##### Supplied records #####
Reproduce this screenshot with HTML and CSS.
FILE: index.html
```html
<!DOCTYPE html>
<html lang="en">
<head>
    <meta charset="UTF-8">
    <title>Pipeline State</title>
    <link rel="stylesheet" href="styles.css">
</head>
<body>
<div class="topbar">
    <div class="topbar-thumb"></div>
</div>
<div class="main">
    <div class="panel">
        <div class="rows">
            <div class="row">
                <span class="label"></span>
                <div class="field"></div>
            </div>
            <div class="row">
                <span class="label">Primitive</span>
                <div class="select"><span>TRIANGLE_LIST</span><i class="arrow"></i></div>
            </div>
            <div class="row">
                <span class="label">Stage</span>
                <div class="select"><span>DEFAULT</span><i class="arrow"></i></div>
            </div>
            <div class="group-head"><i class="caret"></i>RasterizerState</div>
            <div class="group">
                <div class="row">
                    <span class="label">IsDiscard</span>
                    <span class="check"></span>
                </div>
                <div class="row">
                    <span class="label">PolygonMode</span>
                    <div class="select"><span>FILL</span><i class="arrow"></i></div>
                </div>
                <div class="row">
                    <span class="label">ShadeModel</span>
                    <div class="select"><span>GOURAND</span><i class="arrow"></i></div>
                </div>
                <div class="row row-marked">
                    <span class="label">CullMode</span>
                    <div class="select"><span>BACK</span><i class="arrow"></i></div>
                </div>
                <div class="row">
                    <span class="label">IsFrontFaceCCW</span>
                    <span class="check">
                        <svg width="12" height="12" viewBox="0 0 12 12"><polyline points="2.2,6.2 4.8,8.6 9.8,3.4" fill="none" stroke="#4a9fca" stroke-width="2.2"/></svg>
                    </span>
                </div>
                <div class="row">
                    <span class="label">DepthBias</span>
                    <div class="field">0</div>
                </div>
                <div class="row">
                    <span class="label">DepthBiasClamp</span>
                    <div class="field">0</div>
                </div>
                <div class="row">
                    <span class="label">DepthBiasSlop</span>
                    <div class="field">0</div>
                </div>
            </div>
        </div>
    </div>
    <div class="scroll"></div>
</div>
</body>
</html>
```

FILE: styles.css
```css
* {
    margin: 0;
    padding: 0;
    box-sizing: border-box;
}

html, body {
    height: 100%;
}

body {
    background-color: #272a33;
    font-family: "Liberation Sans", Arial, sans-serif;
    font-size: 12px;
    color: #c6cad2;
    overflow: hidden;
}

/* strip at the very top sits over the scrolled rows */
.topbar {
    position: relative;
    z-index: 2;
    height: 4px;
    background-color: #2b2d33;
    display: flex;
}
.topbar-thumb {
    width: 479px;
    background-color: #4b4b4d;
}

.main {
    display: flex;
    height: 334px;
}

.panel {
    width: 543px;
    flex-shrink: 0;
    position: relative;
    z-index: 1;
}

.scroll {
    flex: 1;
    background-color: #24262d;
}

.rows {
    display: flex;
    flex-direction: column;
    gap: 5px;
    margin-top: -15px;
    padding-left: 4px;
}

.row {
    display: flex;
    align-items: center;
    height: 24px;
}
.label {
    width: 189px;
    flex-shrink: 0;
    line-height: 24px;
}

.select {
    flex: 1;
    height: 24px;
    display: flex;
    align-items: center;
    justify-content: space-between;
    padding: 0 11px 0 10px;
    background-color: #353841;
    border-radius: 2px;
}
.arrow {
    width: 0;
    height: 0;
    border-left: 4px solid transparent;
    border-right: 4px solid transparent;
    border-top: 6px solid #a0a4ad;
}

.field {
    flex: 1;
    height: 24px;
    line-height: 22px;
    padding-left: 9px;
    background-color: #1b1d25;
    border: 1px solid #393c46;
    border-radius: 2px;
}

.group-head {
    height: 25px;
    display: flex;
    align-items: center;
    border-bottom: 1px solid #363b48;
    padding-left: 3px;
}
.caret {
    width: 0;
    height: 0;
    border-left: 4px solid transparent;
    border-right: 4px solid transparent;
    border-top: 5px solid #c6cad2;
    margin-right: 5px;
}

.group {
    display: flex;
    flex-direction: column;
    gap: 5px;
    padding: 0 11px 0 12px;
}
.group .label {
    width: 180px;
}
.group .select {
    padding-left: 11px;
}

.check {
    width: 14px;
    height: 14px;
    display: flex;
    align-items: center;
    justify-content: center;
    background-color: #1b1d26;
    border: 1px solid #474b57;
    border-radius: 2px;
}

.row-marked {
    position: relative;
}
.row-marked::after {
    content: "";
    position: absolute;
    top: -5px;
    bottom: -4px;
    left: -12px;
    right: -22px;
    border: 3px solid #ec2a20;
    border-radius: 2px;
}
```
#####
##### Supplied records #####
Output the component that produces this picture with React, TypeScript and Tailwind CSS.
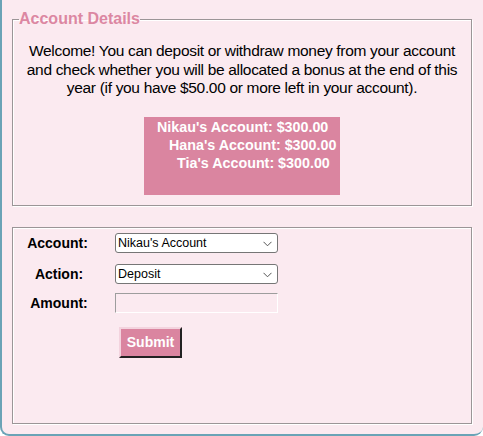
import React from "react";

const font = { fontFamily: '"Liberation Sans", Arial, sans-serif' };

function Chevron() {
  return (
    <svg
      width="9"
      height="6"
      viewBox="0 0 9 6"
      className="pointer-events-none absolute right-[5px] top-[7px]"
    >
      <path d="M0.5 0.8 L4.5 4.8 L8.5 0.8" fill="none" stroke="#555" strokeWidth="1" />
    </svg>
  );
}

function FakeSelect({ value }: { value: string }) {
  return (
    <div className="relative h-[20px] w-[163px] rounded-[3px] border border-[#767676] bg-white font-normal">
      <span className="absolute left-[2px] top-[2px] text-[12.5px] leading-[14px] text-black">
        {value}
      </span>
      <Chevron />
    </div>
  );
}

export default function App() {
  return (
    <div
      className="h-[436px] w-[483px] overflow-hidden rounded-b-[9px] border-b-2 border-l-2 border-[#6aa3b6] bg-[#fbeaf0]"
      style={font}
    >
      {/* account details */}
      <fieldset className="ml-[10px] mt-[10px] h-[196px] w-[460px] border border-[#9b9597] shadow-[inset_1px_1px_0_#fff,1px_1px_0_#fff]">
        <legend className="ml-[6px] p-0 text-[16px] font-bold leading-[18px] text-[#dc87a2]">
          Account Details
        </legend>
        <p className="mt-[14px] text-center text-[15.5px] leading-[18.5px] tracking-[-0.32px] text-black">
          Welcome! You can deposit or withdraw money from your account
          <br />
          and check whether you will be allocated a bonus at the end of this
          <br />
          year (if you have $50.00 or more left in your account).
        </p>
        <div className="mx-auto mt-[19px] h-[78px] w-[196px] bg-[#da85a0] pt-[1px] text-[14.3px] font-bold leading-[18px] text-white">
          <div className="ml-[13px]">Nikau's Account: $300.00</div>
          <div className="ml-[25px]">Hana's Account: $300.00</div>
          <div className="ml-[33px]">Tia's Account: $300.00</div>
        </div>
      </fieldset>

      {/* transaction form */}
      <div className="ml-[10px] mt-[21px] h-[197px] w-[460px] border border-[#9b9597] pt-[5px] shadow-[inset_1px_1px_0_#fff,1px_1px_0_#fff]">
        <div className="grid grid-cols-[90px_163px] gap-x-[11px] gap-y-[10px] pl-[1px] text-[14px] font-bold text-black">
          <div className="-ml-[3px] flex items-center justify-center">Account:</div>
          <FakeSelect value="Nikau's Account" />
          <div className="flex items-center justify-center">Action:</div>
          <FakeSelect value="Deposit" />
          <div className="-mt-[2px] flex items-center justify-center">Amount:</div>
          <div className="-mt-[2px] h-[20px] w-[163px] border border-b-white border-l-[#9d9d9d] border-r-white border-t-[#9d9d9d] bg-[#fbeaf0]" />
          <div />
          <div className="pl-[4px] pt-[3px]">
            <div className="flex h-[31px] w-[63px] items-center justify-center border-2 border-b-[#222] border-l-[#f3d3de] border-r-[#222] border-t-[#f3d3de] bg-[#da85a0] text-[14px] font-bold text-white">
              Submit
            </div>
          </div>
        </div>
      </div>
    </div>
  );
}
#####
##### Supplied records #####
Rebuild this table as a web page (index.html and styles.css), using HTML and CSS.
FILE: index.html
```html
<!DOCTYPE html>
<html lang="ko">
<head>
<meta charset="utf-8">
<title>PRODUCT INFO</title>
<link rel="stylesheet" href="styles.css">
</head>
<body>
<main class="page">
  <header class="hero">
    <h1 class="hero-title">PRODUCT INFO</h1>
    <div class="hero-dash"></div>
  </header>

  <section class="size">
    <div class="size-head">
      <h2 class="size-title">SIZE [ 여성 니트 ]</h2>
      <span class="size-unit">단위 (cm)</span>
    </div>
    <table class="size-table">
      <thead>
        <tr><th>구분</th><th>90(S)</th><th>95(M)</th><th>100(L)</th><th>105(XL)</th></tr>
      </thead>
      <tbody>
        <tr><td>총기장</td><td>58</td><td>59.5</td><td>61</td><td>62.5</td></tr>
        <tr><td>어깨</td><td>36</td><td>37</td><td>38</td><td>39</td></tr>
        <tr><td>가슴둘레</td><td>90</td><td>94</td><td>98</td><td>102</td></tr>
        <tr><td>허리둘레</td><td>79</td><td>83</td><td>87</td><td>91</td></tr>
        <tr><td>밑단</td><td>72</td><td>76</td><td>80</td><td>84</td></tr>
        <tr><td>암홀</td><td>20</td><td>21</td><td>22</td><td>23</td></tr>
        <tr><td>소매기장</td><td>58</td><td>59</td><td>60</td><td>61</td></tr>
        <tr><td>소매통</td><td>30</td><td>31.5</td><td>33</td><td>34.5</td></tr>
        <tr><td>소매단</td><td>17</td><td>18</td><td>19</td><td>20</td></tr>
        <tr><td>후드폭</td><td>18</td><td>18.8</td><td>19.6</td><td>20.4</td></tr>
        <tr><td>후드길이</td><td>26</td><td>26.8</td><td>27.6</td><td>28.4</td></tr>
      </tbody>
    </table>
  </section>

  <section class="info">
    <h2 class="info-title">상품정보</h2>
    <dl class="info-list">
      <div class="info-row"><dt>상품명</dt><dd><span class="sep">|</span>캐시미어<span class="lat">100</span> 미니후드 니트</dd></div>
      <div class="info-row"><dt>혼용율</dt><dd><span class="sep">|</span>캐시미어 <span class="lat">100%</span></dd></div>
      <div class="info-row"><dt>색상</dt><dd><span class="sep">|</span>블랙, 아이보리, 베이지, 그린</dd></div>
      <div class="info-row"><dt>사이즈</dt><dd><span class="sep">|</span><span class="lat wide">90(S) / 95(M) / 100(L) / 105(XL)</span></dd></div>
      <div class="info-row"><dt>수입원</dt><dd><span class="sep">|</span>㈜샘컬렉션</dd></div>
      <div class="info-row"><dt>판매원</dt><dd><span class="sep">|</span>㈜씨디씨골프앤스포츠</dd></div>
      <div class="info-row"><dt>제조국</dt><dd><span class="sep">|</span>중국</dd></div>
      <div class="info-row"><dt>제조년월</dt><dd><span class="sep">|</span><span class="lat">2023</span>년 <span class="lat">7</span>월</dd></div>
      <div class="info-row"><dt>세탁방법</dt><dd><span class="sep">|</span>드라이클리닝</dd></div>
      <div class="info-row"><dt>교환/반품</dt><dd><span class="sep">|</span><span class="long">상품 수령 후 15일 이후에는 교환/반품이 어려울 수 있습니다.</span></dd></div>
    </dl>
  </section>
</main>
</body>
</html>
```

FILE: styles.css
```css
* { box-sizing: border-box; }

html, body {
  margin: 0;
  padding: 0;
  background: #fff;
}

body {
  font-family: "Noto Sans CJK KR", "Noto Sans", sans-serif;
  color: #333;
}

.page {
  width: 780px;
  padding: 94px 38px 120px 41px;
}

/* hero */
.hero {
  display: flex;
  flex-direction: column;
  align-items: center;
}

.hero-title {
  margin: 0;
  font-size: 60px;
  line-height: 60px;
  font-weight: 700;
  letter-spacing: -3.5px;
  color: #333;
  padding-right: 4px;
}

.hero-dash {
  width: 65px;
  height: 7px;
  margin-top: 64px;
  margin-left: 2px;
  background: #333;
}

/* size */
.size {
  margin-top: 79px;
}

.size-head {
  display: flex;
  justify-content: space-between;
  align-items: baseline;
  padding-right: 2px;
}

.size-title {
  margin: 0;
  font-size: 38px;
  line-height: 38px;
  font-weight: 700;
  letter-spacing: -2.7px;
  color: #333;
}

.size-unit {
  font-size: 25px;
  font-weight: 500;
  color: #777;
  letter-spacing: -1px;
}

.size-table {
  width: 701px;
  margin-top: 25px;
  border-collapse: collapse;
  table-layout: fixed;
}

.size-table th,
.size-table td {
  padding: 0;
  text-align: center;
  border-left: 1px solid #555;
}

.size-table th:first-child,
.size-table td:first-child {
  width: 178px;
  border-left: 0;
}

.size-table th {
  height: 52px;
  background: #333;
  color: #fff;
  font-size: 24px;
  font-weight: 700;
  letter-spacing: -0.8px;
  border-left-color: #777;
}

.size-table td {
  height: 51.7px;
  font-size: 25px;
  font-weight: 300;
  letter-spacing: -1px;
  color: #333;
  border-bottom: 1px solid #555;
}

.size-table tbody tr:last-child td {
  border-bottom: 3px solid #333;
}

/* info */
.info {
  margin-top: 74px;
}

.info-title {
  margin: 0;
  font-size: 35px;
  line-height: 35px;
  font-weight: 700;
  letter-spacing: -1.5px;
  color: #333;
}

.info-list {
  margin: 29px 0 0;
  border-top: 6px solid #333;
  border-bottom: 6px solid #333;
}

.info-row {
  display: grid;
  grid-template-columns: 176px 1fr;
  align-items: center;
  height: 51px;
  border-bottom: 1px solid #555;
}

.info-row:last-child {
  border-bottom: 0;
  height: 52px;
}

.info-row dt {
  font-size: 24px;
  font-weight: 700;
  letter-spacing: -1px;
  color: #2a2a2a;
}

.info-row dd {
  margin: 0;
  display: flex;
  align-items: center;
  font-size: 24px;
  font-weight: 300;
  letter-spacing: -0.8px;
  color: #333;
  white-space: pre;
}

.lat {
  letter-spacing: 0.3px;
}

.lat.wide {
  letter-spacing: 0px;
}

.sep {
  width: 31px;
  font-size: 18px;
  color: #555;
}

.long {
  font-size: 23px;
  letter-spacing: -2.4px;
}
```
#####
Task brief: Going back to the data above, write out everything from the line with "Output the component" down to the line with "</fieldset>", both included, leaving every picture out.

Solution below:
Output the component that produces this picture with React, TypeScript and Tailwind CSS.
import React from "react";

const font = { fontFamily: '"Liberation Sans", Arial, sans-serif' };

function Chevron() {
  return (
    <svg
      width="9"
      height="6"
      viewBox="0 0 9 6"
      className="pointer-events-none absolute right-[5px] top-[7px]"
    >
      <path d="M0.5 0.8 L4.5 4.8 L8.5 0.8" fill="none" stroke="#555" strokeWidth="1" />
    </svg>
  );
}

function FakeSelect({ value }: { value: string }) {
  return (
    <div className="relative h-[20px] w-[163px] rounded-[3px] border border-[#767676] bg-white font-normal">
      <span className="absolute left-[2px] top-[2px] text-[12.5px] leading-[14px] text-black">
        {value}
      </span>
      <Chevron />
    </div>
  );
}

export default function App() {
  return (
    <div
      className="h-[436px] w-[483px] overflow-hidden rounded-b-[9px] border-b-2 border-l-2 border-[#6aa3b6] bg-[#fbeaf0]"
      style={font}
    >
      {/* account details */}
      <fieldset className="ml-[10px] mt-[10px] h-[196px] w-[460px] border border-[#9b9597] shadow-[inset_1px_1px_0_#fff,1px_1px_0_#fff]">
        <legend className="ml-[6px] p-0 text-[16px] font-bold leading-[18px] text-[#dc87a2]">
          Account Details
        </legend>
        <p className="mt-[14px] text-center text-[15.5px] leading-[18.5px] tracking-[-0.32px] text-black">
          Welcome! You can deposit or withdraw money from your account
          <br />
          and check whether you will be allocated a bonus at the end of this
          <br />
          year (if you have $50.00 or more left in your account).
        </p>
        <div className="mx-auto mt-[19px] h-[78px] w-[196px] bg-[#da85a0] pt-[1px] text-[14.3px] font-bold leading-[18px] text-white">
          <div className="ml-[13px]">Nikau's Account: $300.00</div>
          <div className="ml-[25px]">Hana's Account: $300.00</div>
          <div className="ml-[33px]">Tia's Account: $300.00</div>
        </div>
      </fieldset>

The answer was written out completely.